General Electric and Rolls-Royce are attempting to rally support in the US Congress for the F136 alternate F-35 Joint Strike Fighter engine after the programme was once again deleted from the forthcoming US defence budget request.

The cancellation of the engine, if confirmed in the final 2008 budget, would save around $1.8 billion, says the Pentagon. An early pre-system design and development-based (SDD) version of the F136 is now being tested at GE's Peebles, Ohio site, with the second due to go to test in March for fan and afterburner design validation.

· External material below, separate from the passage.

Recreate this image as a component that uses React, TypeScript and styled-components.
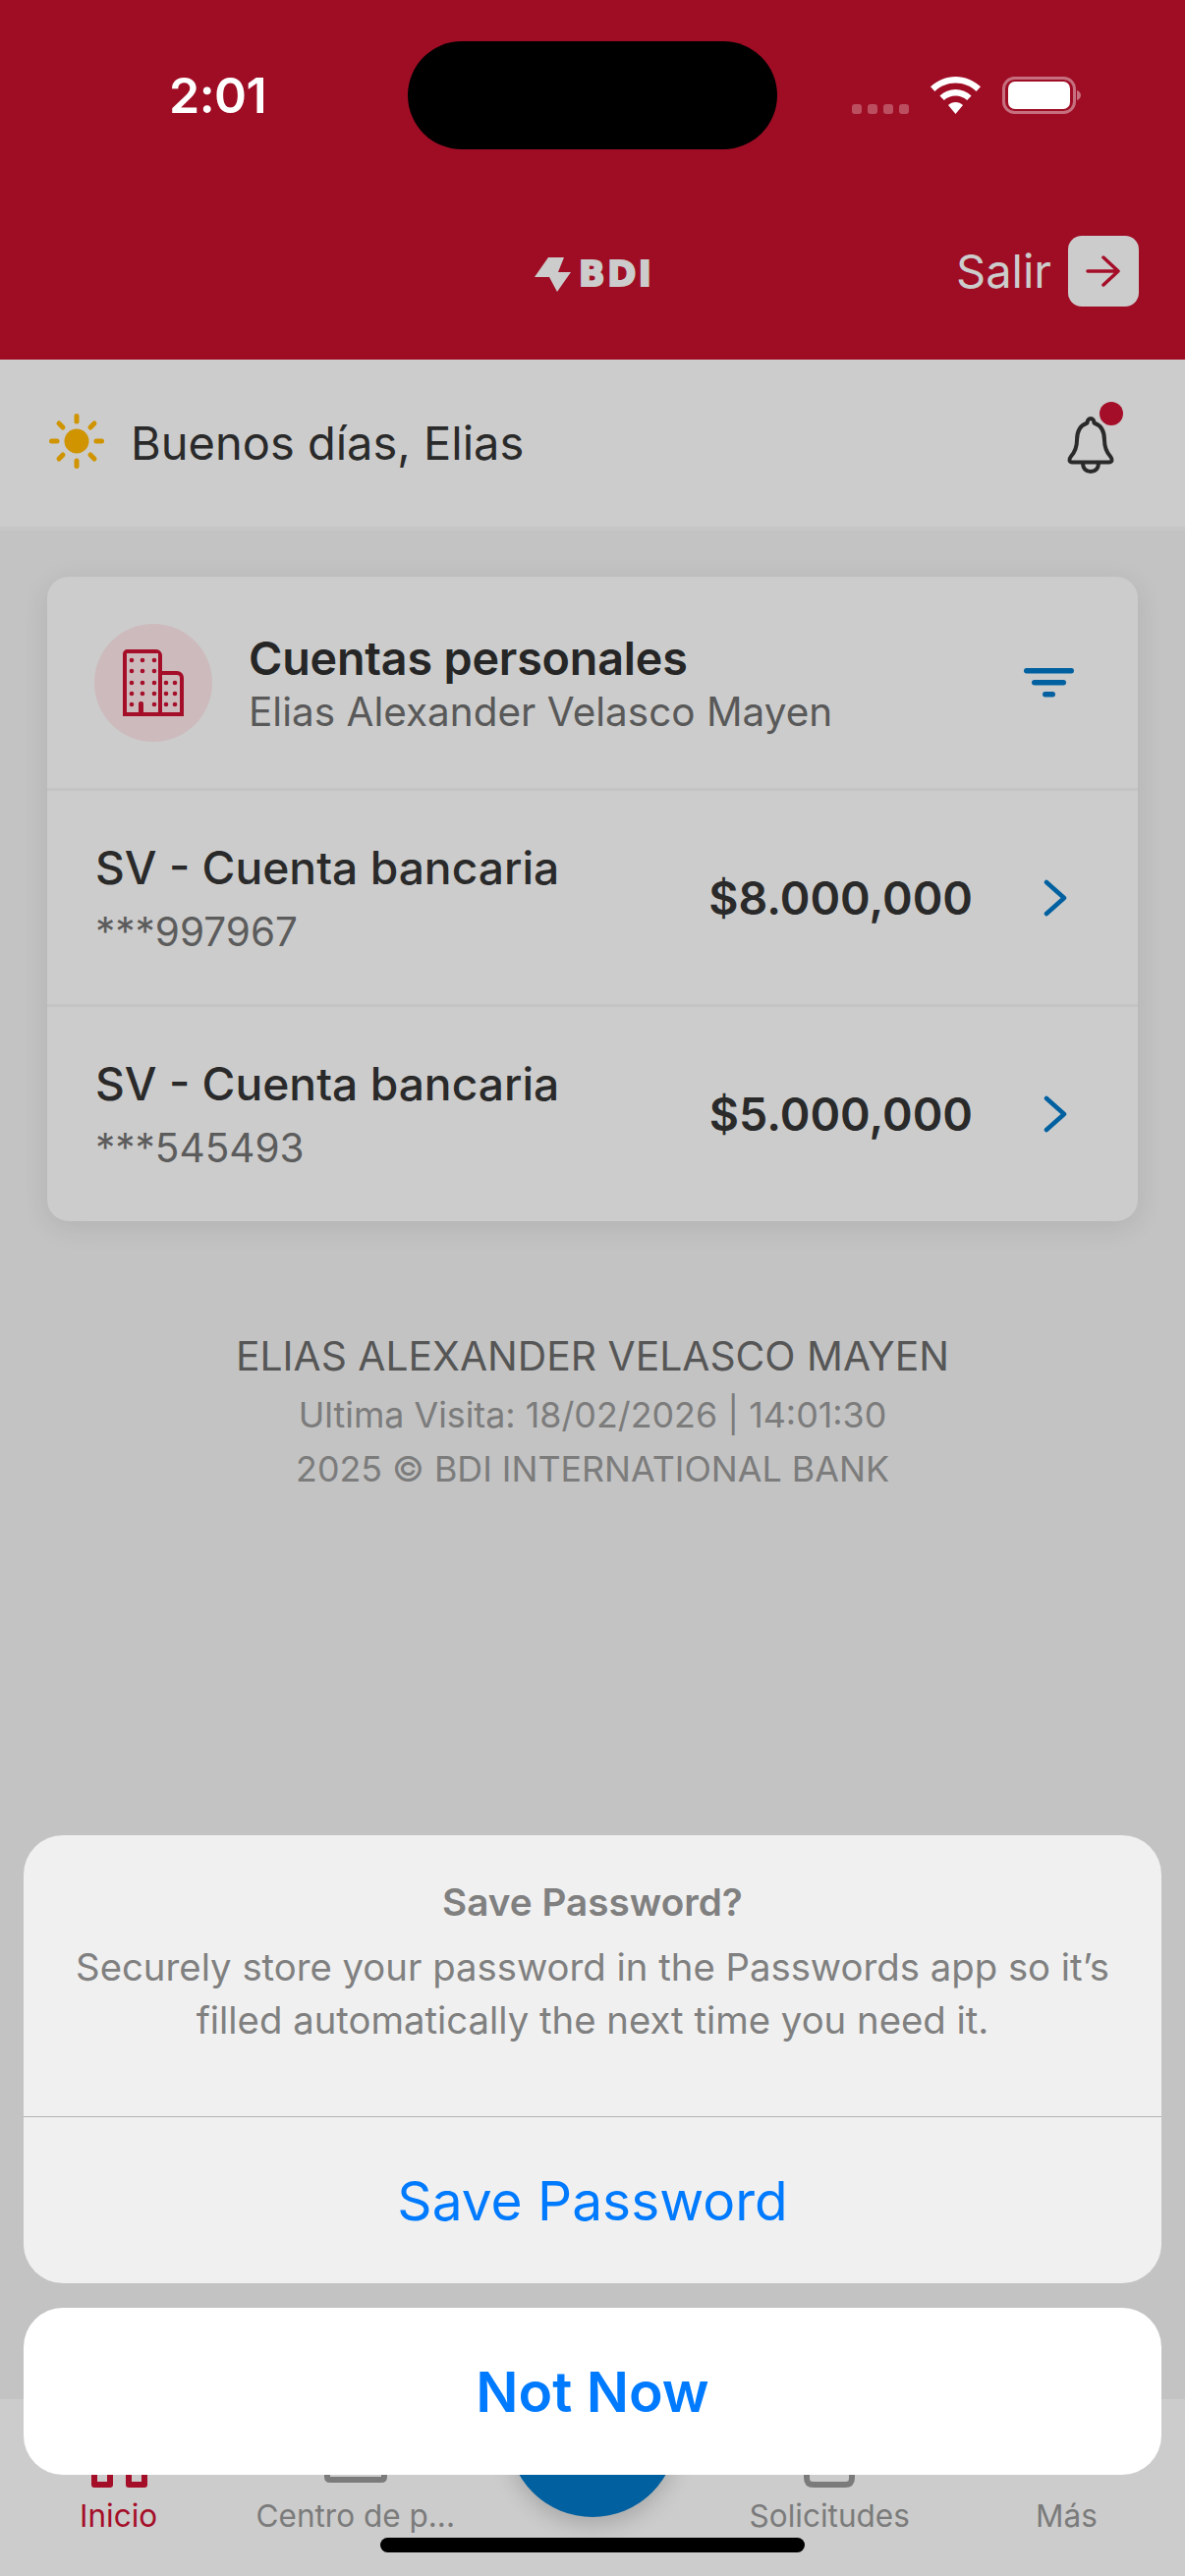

The first full-up production standard engine is due to enter testing in 2008 and, under current schedules, would be available for competition with the indigenous Pratt & Whitney F135 from 2012. Congress has appropriated about $1.5 billion for the F136 engine dating to the mid-1990s. This includes the $750 million appropriated so far out of the $2.4 billion SDD contract awarded in 2005.

The GE/R-R Fighter Engine Team says a total of around $1.7 billion still needs "to be appropriated to get GE/R-R to a full production engine in 2012". Given the $1.5 billion spent so far, the two companies argue that the US government will have "a full-up competing engine" after a further $1.7 billion. "Cancel now and you get nothing for the $1.5 billion," it adds.

The latest fight in Congress, although not unexpected, is being led by Republican Senator John Warner, a long-time supporter of the alternate engine plan and now minority leader of the Senate Armed Services Committee.

Warner, who last year led a successful struggle to restore the F136 to the FY2007 budget, has already asked for the decision to be reconsidered. Commenting on the issue, he said: "If we have but a single engine then we're, in effect, giving a sole-source contract to one contractor, which could amount to $100 billion. I've calculated that."